─── Provided data ───
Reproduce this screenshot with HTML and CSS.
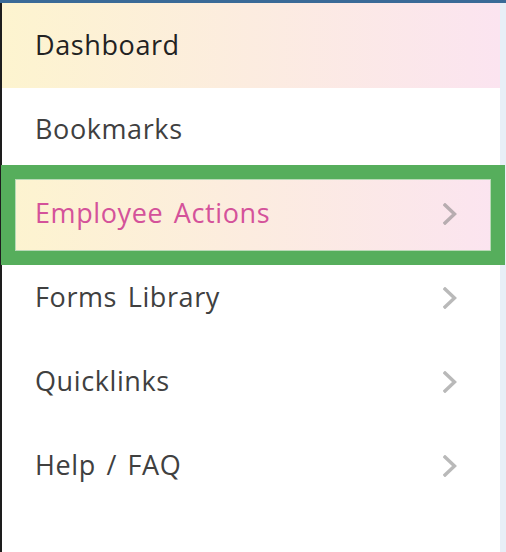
FILE: index.html
```html
<!DOCTYPE html>
<html lang="en">
<head>
  <meta charset="UTF-8">
  <meta name="viewport" content="width=device-width, initial-scale=1.0">
  <title>Menu</title>
  <link rel="stylesheet" href="styles.css">
</head>
<body>
  <div class="frame">
    <nav class="menu">
      <a class="item item-home" href="#">Dashboard</a>
      <a class="item" href="#">Bookmarks</a>
      <a class="item item-active" href="#">
        <span>Employee Actions</span>
        <svg class="chevron" width="14" height="22" viewBox="0 0 14 22"><polyline points="2,2 11.5,11 2,20"/></svg>
      </a>
      <a class="item" href="#">
        <span>Forms Library</span>
        <svg class="chevron" width="14" height="22" viewBox="0 0 14 22"><polyline points="2,2 11.5,11 2,20"/></svg>
      </a>
      <a class="item" href="#">
        <span>Quicklinks</span>
        <svg class="chevron" width="14" height="22" viewBox="0 0 14 22"><polyline points="2,2 11.5,11 2,20"/></svg>
      </a>
      <a class="item" href="#">
        <span>Help / FAQ</span>
        <svg class="chevron" width="14" height="22" viewBox="0 0 14 22"><polyline points="2,2 11.5,11 2,20"/></svg>
      </a>
    </nav>
    <div class="edge"></div>
  </div>
</body>
</html>
```

FILE: styles.css
```css
body {
  margin: 0;
  font-family: 'Open Sans', 'Noto Sans', sans-serif;
  background-color: #fff;
}
.frame {
  display: flex;
  height: 552px;
  box-sizing: border-box;
  border-top: 3px solid #3a6a97;
  overflow: hidden;
}
.menu {
  width: 498px;
  border-left: 2px solid #1d1d1d;
  background-color: #fff;
  display: flex;
  flex-direction: column;
}
.edge {
  flex: 1;
  background-color: #e8eff7;
}
.item {
  position: relative;
  display: flex;
  align-items: center;
  justify-content: space-between;
  height: 84px;
  box-sizing: border-box;
  padding: 0 43px 3px 33px;
  font-size: 27px;
  letter-spacing: 0.6px;
  word-spacing: 3px;
  color: #404040;
  text-decoration: none;
  flex-shrink: 0;
}
.item-home {
  height: 85px;
  color: #222;
  background: linear-gradient(to right, #fdf4cf, #fbe4f0);
}
.item-active {
  color: #d4529a;
  background: linear-gradient(to right, #fdf4cf, #fbe4f0);
}
.item-active::after {
  content: '';
  position: absolute;
  left: -1px;
  top: -7px;
  right: -5px;
  bottom: -9px;
  border: 14px solid #56ae5c;
  box-shadow: inset 0 0 0 1px #b9d9b6;
}
.chevron {
  fill: none;
  stroke: rgba(115, 115, 115, 0.5);
  stroke-width: 3.4;
  stroke-linecap: square;
  margin-top: 3px;
}
```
───
> Exercise task
Output each line exactly; omit every picture.

> Task answer
Reproduce this screenshot with HTML and CSS.
FILE: index.html
```html
<!DOCTYPE html>
<html lang="en">
<head>
  <meta charset="UTF-8">
  <meta name="viewport" content="width=device-width, initial-scale=1.0">
  <title>Menu</title>
  <link rel="stylesheet" href="styles.css">
</head>
<body>
  <div class="frame">
    <nav class="menu">
      <a class="item item-home" href="#">Dashboard</a>
      <a class="item" href="#">Bookmarks</a>
      <a class="item item-active" href="#">
        <span>Employee Actions</span>
        <svg class="chevron" width="14" height="22" viewBox="0 0 14 22"><polyline points="2,2 11.5,11 2,20"/></svg>
      </a>
      <a class="item" href="#">
        <span>Forms Library</span>
        <svg class="chevron" width="14" height="22" viewBox="0 0 14 22"><polyline points="2,2 11.5,11 2,20"/></svg>
      </a>
      <a class="item" href="#">
        <span>Quicklinks</span>
        <svg class="chevron" width="14" height="22" viewBox="0 0 14 22"><polyline points="2,2 11.5,11 2,20"/></svg>
      </a>
      <a class="item" href="#">
        <span>Help / FAQ</span>
        <svg class="chevron" width="14" height="22" viewBox="0 0 14 22"><polyline points="2,2 11.5,11 2,20"/></svg>
      </a>
    </nav>
    <div class="edge"></div>
  </div>
</body>
</html>
```

FILE: styles.css
```css
body {
  margin: 0;
  font-family: 'Open Sans', 'Noto Sans', sans-serif;
  background-color: #fff;
}
.frame {
  display: flex;
  height: 552px;
  box-sizing: border-box;
  border-top: 3px solid #3a6a97;
  overflow: hidden;
}
.menu {
  width: 498px;
  border-left: 2px solid #1d1d1d;
  background-color: #fff;
  display: flex;
  flex-direction: column;
}
.edge {
  flex: 1;
  background-color: #e8eff7;
}
.item {
  position: relative;
  display: flex;
  align-items: center;
  justify-content: space-between;
  height: 84px;
  box-sizing: border-box;
  padding: 0 43px 3px 33px;
  font-size: 27px;
  letter-spacing: 0.6px;
  word-spacing: 3px;
  color: #404040;
  text-decoration: none;
  flex-shrink: 0;
}
.item-home {
  height: 85px;
  color: #222;
  background: linear-gradient(to right, #fdf4cf, #fbe4f0);
}
.item-active {
  color: #d4529a;
  background: linear-gradient(to right, #fdf4cf, #fbe4f0);
}
.item-active::after {
  content: '';
  position: absolute;
  left: -1px;
  top: -7px;
  right: -5px;
  bottom: -9px;
  border: 14px solid #56ae5c;
  box-shadow: inset 0 0 0 1px #b9d9b6;
}
.chevron {
  fill: none;
  stroke: rgba(115, 115, 115, 0.5);
  stroke-width: 3.4;
  stroke-linecap: square;
  margin-top: 3px;
}
```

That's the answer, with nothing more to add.